Maria is the first storm of such magnitude to directly strike Puerto Rico since 1932. The strongest storm to ever hit the island was San Felipe, which had winds of 160 mph, in 1928.

Just two weeks after Hurricanes Irma and Jose ravaged the region, Hurricane Maria has again downed electricity and phone lines and sent thousands of people into shelters and brings with it renewed risk of “life-threatening flooding” to the island.

By noon, parts of the capital of San Juan had lost communication, law enforcement officials told CBS News.

“This is total devastation,” a spokesman for Puerto Rico’s governor told CNN. “Puerto Rico, in terms of the infrastructure, will not be the same.” “First responders cannot go out there,” he warned, echoing the governor’s earlier announcement that emergency crews could not go outside in winds above 50 mph.

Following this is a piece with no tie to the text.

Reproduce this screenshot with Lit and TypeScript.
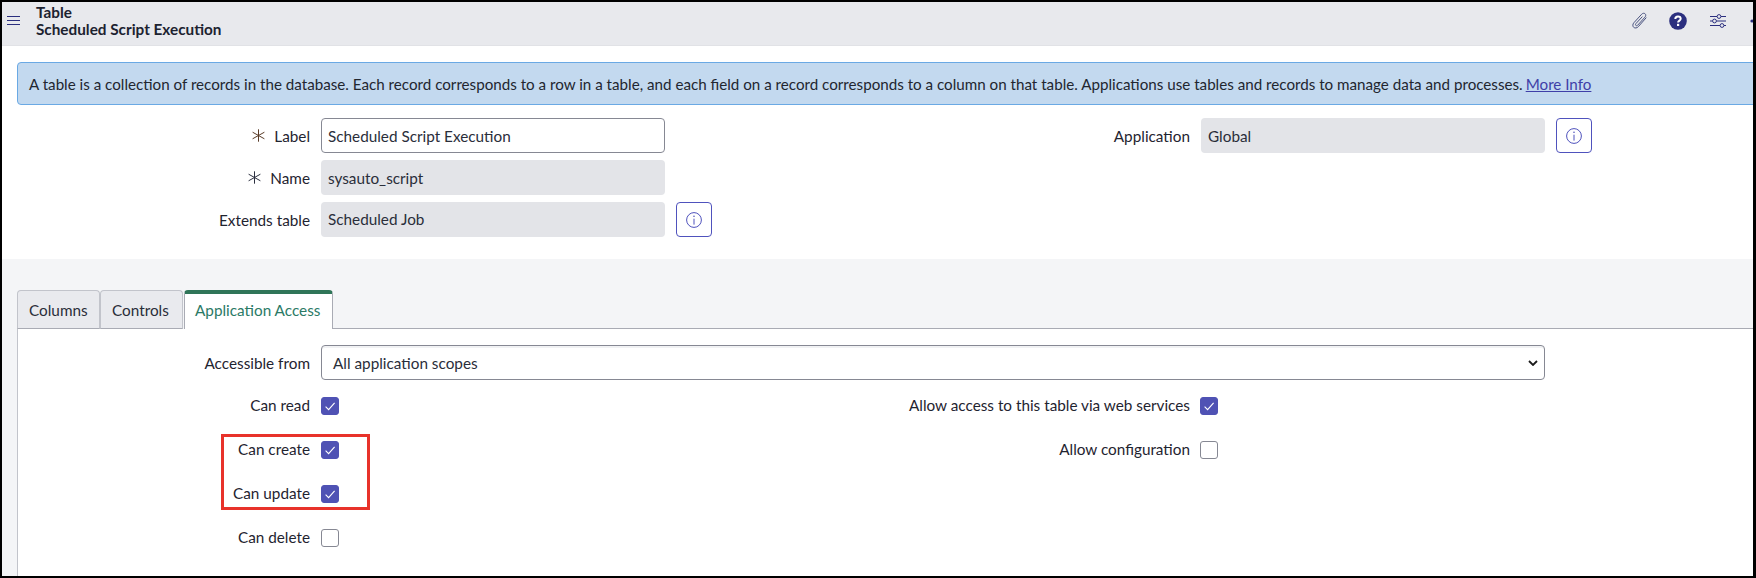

Puerto Rico Governor Ricardo Rossello has asked President Trump to declare the island a disaster zone, which would allow for federal aid from the US.

Maria has already killed seven people on the tiny island nation of Dominica, according to the Prime Minister of Antigua and Barbuda, Gaston Browne, who has been communicating with the Prime Minister Roosevelt Skerrit of Dominica, and is continuing on a clear path for the British and US Virgin Islands, Turks and Caicos Islands, the southeastern Bahamas and the Dominican Republic.

Prime Minister Skerrit described the damage a day earlier as “mind-boggling,” posting on Facebook that he had to be evacuated after winds had torn the roof clean off his official residence.

The Category 4 hurricane hit Puerto Rico with such intensity, it broke two National Weather Service radars on the island, CNN reported.

“My message now is not to leave your houses until the situation is over,” Felix Delgado Montalvo, the mayor of Cataño — a town in northern PR where Maria tore off the roofs of several houses and shredded the roof of the town’s church — told residents on a local radio station on Wednesday.

“We have a big one going right now,” Mr. Trump commented during a break in his meeting with Jordan’s King Abdullah in New York. “I’ve never seen winds like this, and Puerto Rico, you take a look at what’s happening there, and it’s just one after another, but I think we are doing a good job.”